IDA sets out its demands ahead of Budget 2017

Expansion of the Med 2 Scheme, reinstating preventive and restorative care to the PRSI dental scheme, and diverting sugar tax income to oral health are just some of the recommendations made by the Irish Dental Association (IDA) in its pre-Budget 20ı7 submission.

Released at the end of July, the association’s 2ı-page document contains four main focuses: improving access for adults to dental care, dental services for children and patients with special needs, prevention and health promotion to tap the huge potential dentists offer, and addressing the business costs of dentistry.

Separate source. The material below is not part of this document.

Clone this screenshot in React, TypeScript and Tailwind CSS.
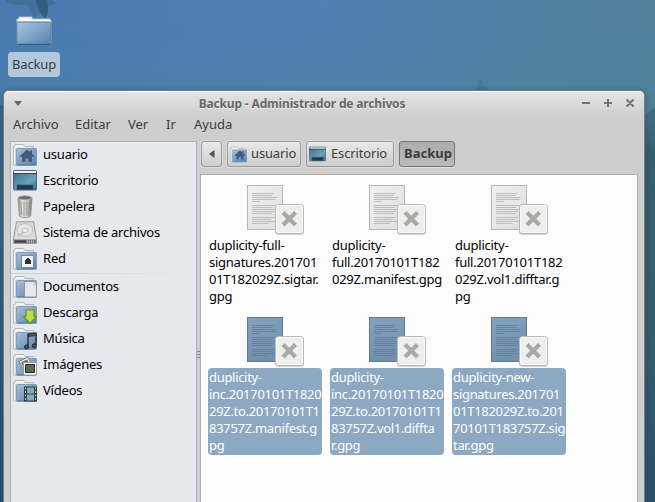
import React from "react";

type Kind = "home" | "desktop" | "trash" | "disk" | "network" | "docs" | "download" | "music" | "images" | "video";

function FolderBase() {
  return (
    <>
      <path d="M.5 22V3.500h1.500V1.500h8.500L12 3.500h8.500V22z" fill="#f6f6f6" stroke="#b3b6ba" />
      <path d="M2.500 5h18.500v17H2.500z" fill="#eef1f4" stroke="#c4c8cc" strokeWidth=".7" />
      <rect x="3.500" y="5.500" width="20" height="16.500" rx=".8" fill="url(#folderBlue)" stroke="#7493b3" strokeWidth=".8" />
      <path d="M3.500 22h20" stroke="#4f769f" />
    </>
  );
}

function Icon({ kind, size = 24 }: { kind: Kind; size?: number }) {
  const folder = kind !== "desktop" && kind !== "trash" && kind !== "disk";
  return (
    <svg width={size} height={size} viewBox="0 0 24 24" className="shrink-0">
      {folder && <FolderBase />}
      {kind === "home" && <path d="M14 6.500 6 13.700h3V19h3.500v-3.500h3V19H19v-5.300h3L19 11V7.500h-2V9z" fill="#3f5d7c" />}
      {kind === "desktop" && (
        <>
          <rect x=".5" y="1.500" width="23" height="19.500" rx="1" fill="url(#screenBlue)" stroke="#47667f" />
          <path d="M1 2h22v2H1z" fill="#f0f0ee" />
          <path d="M0 4.500h24" stroke="#3b3f43" />
          <path d="M4 16h16v4.500H4z" fill="#20374c" stroke="#39546b" strokeWidth=".7" />
        </>
      )}
      {kind === "trash" && (
        <>
          <path d="m5 3 1.300 18c2 2 9.400 2 11.400 0L19 3z" fill="url(#steel)" stroke="#858585" strokeWidth=".7" />
          <path d="M8 6.500 8.500 20M11 7v14M14 7v14M16.500 6.500 16 20" stroke="#858585" strokeWidth=".8" />
          <ellipse cx="12" cy="2.800" rx="7" ry="2" fill="#6a6a6a" stroke="#b2b2b2" />
        </>
      )}
      {kind === "disk" && (
        <>
          <path d="M3.500.8h17L23.500 18v4.500H.5V18z" fill="#dcdcdc" stroke="#9b9b9b" />
          <ellipse cx="12" cy="9" rx="8" ry="6.500" fill="#e4e4e4" stroke="#c0c0c0" />
          <ellipse cx="12" cy="9.500" rx="3" ry="2" fill="#f5f5f5" stroke="#aaa" strokeWidth=".7" />
          <path d="m5 15 6-4" stroke="#b2b2b2" strokeWidth="1.200" />
          <path d="M1 18.500h22V22H1z" fill="#777" />
          <path d="M2 20.500h11" stroke="#414141" strokeWidth="2" />
          <path d="M14 20.500h8" stroke="#c4c4c4" strokeWidth="2" strokeDasharray="1 1" />
        </>
      )}
      {kind === "network" && (
        <>
          <path d="M8.500 8.500h12v12h-12z" fill="#f3f3ef" stroke="#888a85" />
          <path d="M12 17v-4h1v-1h1v-1h2v1h1v1h1v4z" fill="#2e3436" />
        </>
      )}
      {kind === "docs" && (
        <>
          <path d="M11.500 6.500h9l3 3.500v12h-12z" fill="#e8e8e8" stroke="#929292" />
          <path d="m20.500 6.500 .5 3h2.500" fill="#fff" stroke="#aaa" strokeWidth=".7" />
        </>
      )}
      {kind === "download" && <path d="M13 9h8v6.500h2.500L17 22.500l-6.500-7H13z" fill="#b7df43" stroke="#6c9623" strokeWidth="1.200" />}
      {kind === "music" && (
        <>
          <path d="M15 19V7.500l8-1V18" fill="none" stroke="#303436" strokeWidth="1.500" />
          <path d="m15 9.500 8-1V6l-8 1z" fill="#4d5458" stroke="#303436" />
          <ellipse cx="13.500" cy="20" rx="2" ry="2" fill="#4d5458" stroke="#202326" />
          <ellipse cx="21.200" cy="18.800" rx="2" ry="2" fill="#4d5458" stroke="#202326" />
        </>
      )}
      {kind === "images" && (
        <>
          <path d="m6 8.500 9-4.500 5 10-8 5z" fill="#e8e8e6" stroke="#848583" />
          <path d="m8 9.500 6-3 3 5-6 4z" fill="#6b716e" />
          <path d="M10.500 9.500h13v12.500h-13z" fill="#fff" stroke="#999" />
          <path d="M12.500 11.500h9v8h-9z" fill="#62684f" stroke="#26292a" />
        </>
      )}
      {kind === "video" && (
        <>
          <path d="M11 7.500h13v15H11z" fill="#343a3b" />
          <path d="M14 8.500h7v6h-7zm0 7h7v6h-7z" fill="#7dadbe" />
          <path d="M12.500 8.500v14M22.500 8.500v14" stroke="#c1c7c5" strokeDasharray="2 1.500" />
        </>
      )}
    </svg>
  );
}

function SharedPaint() {
  return (
    <svg className="absolute h-0 w-0">
      <defs>
        <linearGradient id="folderBlue" x2="1" y2="1"><stop stopColor="#a5bfdb" /><stop offset=".55" stopColor="#7d9fc4" /><stop offset="1" stopColor="#5880ae" /></linearGradient>
        <linearGradient id="bigFolder" x2="1" y2="1"><stop stopColor="#a9c7e2" /><stop offset="1" stopColor="#5881b0" /></linearGradient>
        <linearGradient id="screenBlue" x2="1" y2="1"><stop stopColor="#396d9a" /><stop offset=".65" stopColor="#69a2b9" /><stop offset="1" stopColor="#336b93" /></linearGradient>
        <linearGradient id="steel" x2="1"><stop stopColor="#888" /><stop offset=".3" stopColor="#e4e4e4" /><stop offset=".7" stopColor="#c4c4c4" /><stop offset="1" stopColor="#777" /></linearGradient>
        <linearGradient id="paper" y2="1"><stop stopColor="#f0f0f0" /><stop offset="1" stopColor="#dedede" /></linearGradient>
        <linearGradient id="bluePaper" x2=".3" y2="1"><stop stopColor="#84a3bf" /><stop offset="1" stopColor="#7190ad" /></linearGradient>
      </defs>
    </svg>
  );
}

function Place({ kind, label }: { kind: Kind; label: string }) {
  return <div className="flex h-[26px] items-center gap-[6px] pl-[2px]"><Icon kind={kind} /><span>{label}</span></div>;
}

const printedLines = [[8, 26.500], [10, 25], [12, 29.500], [14, 28.500], [16, 13], [20, 28], [22, 25.500], [24, 29], [26, 27], [28, 25], [32, 27], [34, 24], [36, 29], [38, 21.500]];

function FileItem({ name, selected = false, indent = "pl-px" }: { name: string[]; selected?: boolean; indent?: string }) {
  return (
    <div className="w-[114px]">
      <svg className="ml-[39px] block" width="60" height="52" viewBox="0 0 60 52">
        <rect x=".5" y=".5" width="35" height="44" fill={selected ? "url(#bluePaper)" : "url(#paper)"} stroke={selected ? "#607993" : "#b5b5b5"} />
        {printedLines.map(([y, end]) => <path key={y} d={`M5 ${y + .5}H${end}`} stroke={selected ? "#66829d" : "#bdbdbd"} />)}
        <rect x="28" y="20" width="29" height="30" rx="3" fill="#888" opacity=".35" />
        <rect x="28.500" y="19.500" width="28" height="29" rx="3" fill="#eeeeec" stroke="#b8b8b8" />
        <rect x="29.500" y="20.500" width="26" height="27" rx="2" fill="none" stroke="#fafafa" />
        <path d="m37.500 29 9.500 9.500M47 29l-9.500 9.500" stroke="#a8aaa4" strokeWidth="4.200" strokeLinecap="square" />
      </svg>
      <div className={`${indent} ${selected ? "-mt-px h-[87px] rounded-[4px] bg-[#8da8c2] pt-px tracking-[-0.31px] text-white" : "tracking-[-0.25px] text-black"}`}>
        {name.map((line) => <div key={line} className="h-[17px] whitespace-nowrap leading-[17px]">{line}</div>)}
      </div>
    </div>
  );
}

function PathButton({ kind, label, className }: { kind: Kind; label: string; className: string }) {
  return <button className={`flex h-[26px] items-center rounded-[3px] border border-[#999] bg-linear-to-b from-[#e9e9e9] to-[#cecece] tracking-[-0.15px] shadow-[0_0_0_1px_#d9d9d9] ${className}`}><Icon kind={kind} size={17} /><span>{label}</span></button>;
}

export default function App() {
  return (
    <div className="relative h-[502px] w-[655px] overflow-hidden bg-linear-to-r from-[#4878af] via-[#5280b0] to-[#528295] font-['Noto_Sans','Open_Sans',sans-serif] text-[13px] text-[#3c3c3c]">
      <SharedPaint />
      <svg className="absolute inset-0" width="655" height="502">
        <defs>
          <linearGradient id="skyShade" x2="0" y2="1"><stop offset="0" stopColor="#5080b5" stopOpacity=".2" /><stop offset=".18" stopColor="#4c82a4" stopOpacity=".45" /><stop offset=".23" stopColor="#46768c" stopOpacity=".5" /><stop offset=".3" stopColor="#3b6373" /><stop offset=".65" stopColor="#35606a" /><stop offset=".8" stopColor="#315872" /><stop offset="1" stopColor="#244766" /></linearGradient>
          <linearGradient id="leftShade" x2="0" y2="1"><stop stopColor="#3a6686" /><stop offset=".4" stopColor="#35617d" /><stop offset="1" stopColor="#284c70" /></linearGradient>
        </defs>
        <path d="M0 0h655v502H0z" fill="url(#skyShade)" />
        <path d="M0 105h5v397H0z" fill="url(#leftShade)" />
        <path d="M5 0q8 7 20 4 7 5 8 13 8-3 10-10 8-2 13-3L53 0z" fill="#426f9c" />
        <path d="M36 0q2 12 9 18 5-6 2-18z" fill="#315c84" />
        <path d="M477 90q-1-6 3-12 3 7 8 12z" fill="#4a7690" />
        <path d="M645 116q4-6 10-8v394h-10z" fill="#31596c" opacity=".45" />
      </svg>
      <div className="absolute top-[16px] left-[8px] flex w-[52px] flex-col items-center">
        <svg width="36" height="30" viewBox="0 0 36 30">
          <path d="M1 27V3h2V1h13v2h18l1 2v22z" fill="#f7f7f5" stroke="#c2c8cd" strokeWidth=".8" />
          <rect x=".8" y="6" width="34" height="22" rx="1" fill="url(#bigFolder)" stroke="#5679a0" />
          <path d="M2 28.500h32" stroke="#375d83" />
        </svg>
        <div className="mt-[6px] flex h-[25px] w-full items-center justify-center rounded-[4px] bg-[#b3c8dd] tracking-[-0.15px]">Backup</div>
      </div>

      <section className="relative mt-[90px] ml-[3px] h-[420px] w-[642px] rounded-t-[6px] border border-[#777d81] bg-[#cecece] shadow-[0_0_5px_rgba(20,40,60,0.3)]">
        <header className="relative flex h-[25px] items-center justify-center rounded-t-[5px] border-t border-white bg-linear-to-b from-[#e4e4e4] to-[#cfcfcf] text-[12px] font-bold tracking-[-0.16px] text-[#686868] [text-shadow:0_1px_#eee]">
          <svg className="absolute top-[9px] left-[10px]" width="9" height="6"><path d="M0 0h8L4 5z" fill="#666" /></svg>
          <span className="-ml-[44px]">Backup - Administrador de archivos</span>
          <svg className="absolute top-[6px] right-[8px]" width="54" height="11" fill="none" stroke="#747474" strokeWidth="2"><path d="M0 5h8M22 5h8M26 1v8M44.500 1.500l7 7m0-7-7 7" /></svg>
        </header>
        <nav className="flex h-[25px] items-center pb-[7px] pl-[9px] text-[13px]">
          <span className="w-[62px]">Archivo</span><span className="w-[53px]">Editar</span><span className="w-[38px]">Ver</span><span className="w-[28px]">Ir</span><span>Ayuda</span>
        </nav>
        <div className="flex h-[369px] pl-[6px]">
          <aside className="h-full w-[187px] border border-[#b0b0b4] bg-[#e5e8ed] tracking-[-0.21px] text-black">
            <Place kind="home" label="usuario" /><Place kind="desktop" label="Escritorio" /><Place kind="trash" label="Papelera" /><Place kind="disk" label="Sistema de archivos" /><Place kind="network" label="Red" />
            <div className="h-[2px] pt-px"><div className="h-px bg-linear-to-r from-[#cdd0d5] to-[#e5e8ed]" /></div>
            <Place kind="docs" label="Documentos" /><Place kind="download" label="Descarga" /><Place kind="music" label="Música" /><Place kind="images" label="Imágenes" /><Place kind="video" label="Vídeos" />
          </aside>
          <div className="w-[3px] pt-[210px]"><div className="h-[7px] border-y border-[#888] py-[2px]"><div className="h-px bg-[#888]" /></div></div>
          <main className="w-[438px]">
            <div className="flex h-[33px] items-start gap-[5px] pl-px">
              <button className="flex h-[26px] w-[21px] items-center justify-center rounded-[3px] border border-[#999] bg-linear-to-b from-[#e9e9e9] to-[#cecece] shadow-[0_0_0_1px_#d9d9d9]"><svg width="6" height="8"><path d="M5.500 0v8L0 4z" fill="#555" /></svg></button>
              <PathButton kind="home" label="usuario" className="w-[74px] gap-[4px] pl-[2px]" />
              <PathButton kind="desktop" label="Escritorio" className="w-[88px] gap-[5px] pl-[2px]" />
              <button className="flex h-[26px] w-[56px] items-center justify-center rounded-[3px] border border-[#777] bg-linear-to-b from-[#adadad] to-[#bababa] pl-[2px] text-[13px] font-bold shadow-[0_1px_0_#e3e3e3]">Backup</button>
            </div>
            <div className="h-[336px] border border-[#adadad] bg-[#fcfcfc]">
              <div className="grid grid-cols-[114px_114px_114px] gap-x-[8px] pt-[10px] pl-[7px]">
                <FileItem name={["duplicity-full-", "signatures.201701", "01T182029Z.sigtar.", "gpg"]} />
                <FileItem indent="pl-[2px]" name={["duplicity-", "full.20170101T182", "029Z.manifest.gpg"]} />
                <FileItem indent="pl-[3px]" name={["duplicity-", "full.20170101T182", "029Z.vol1.difftar.g", "pg"]} />
              </div>
              <div className="grid grid-cols-[114px_114px_114px] gap-x-[8px] pt-[12px] pl-[7px]">
                <FileItem selected name={["duplicity-", "inc.20170101T1820", "29Z.to.20170101T1", "83757Z.manifest.g", "pg"]} />
                <FileItem selected name={["duplicity-", "inc.20170101T1820", "29Z.to.20170101T1", "83757Z.vol1.diffta", "r.gpg"]} />
                <FileItem selected name={["duplicity-new-", "signatures.201701", "01T182029Z.to.201", "70101T183757Z.sig", "tar.gpg"]} />
              </div>
            </div>
          </main>
        </div>
      </section>
    </div>
  );
}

The IDA is calling for the Med 2 Scheme to be reformed and expanded to include essential preventive treatments. The document states: “A start needs to be made in redressing the damage done by previous cuts in state support towards accessing dental care (cuts we contend which were unprecedented in magnitude and impact).

“The Med 2 Scheme provides real value to groups of the populace who have no or limited access to medical card or PRSI dental benefits.” The publication also calls for the reinstatement of preventive and restorative care under the Dental Treatment Benefit Scheme for PRSI payers and additional funding for the replacement of the Dental Treatment Services Scheme for medical card holders.

It says: “On a purely financial basis, the cuts to the schemes do not make sense. Dental disease does not get better or go away without treatment. Every cost of delayed treatment will cost the state more in the long term. In the context of dental health, ‘prevention is cheaper than cure’. Every case of delayed treatment will require more expensive treatment in future years.

“Independent analysis has shown that that abolition of the PRSI Dental Scheme would result in a real cost to the state of twice the amount of its cost.

“We have no doubt that the same findings would result from an analysis of the cuts to the DTSS. Emergency dental treatment costs more; untreated dental difficulties lead to more complications that might require more specialised care or even hospitalisation.”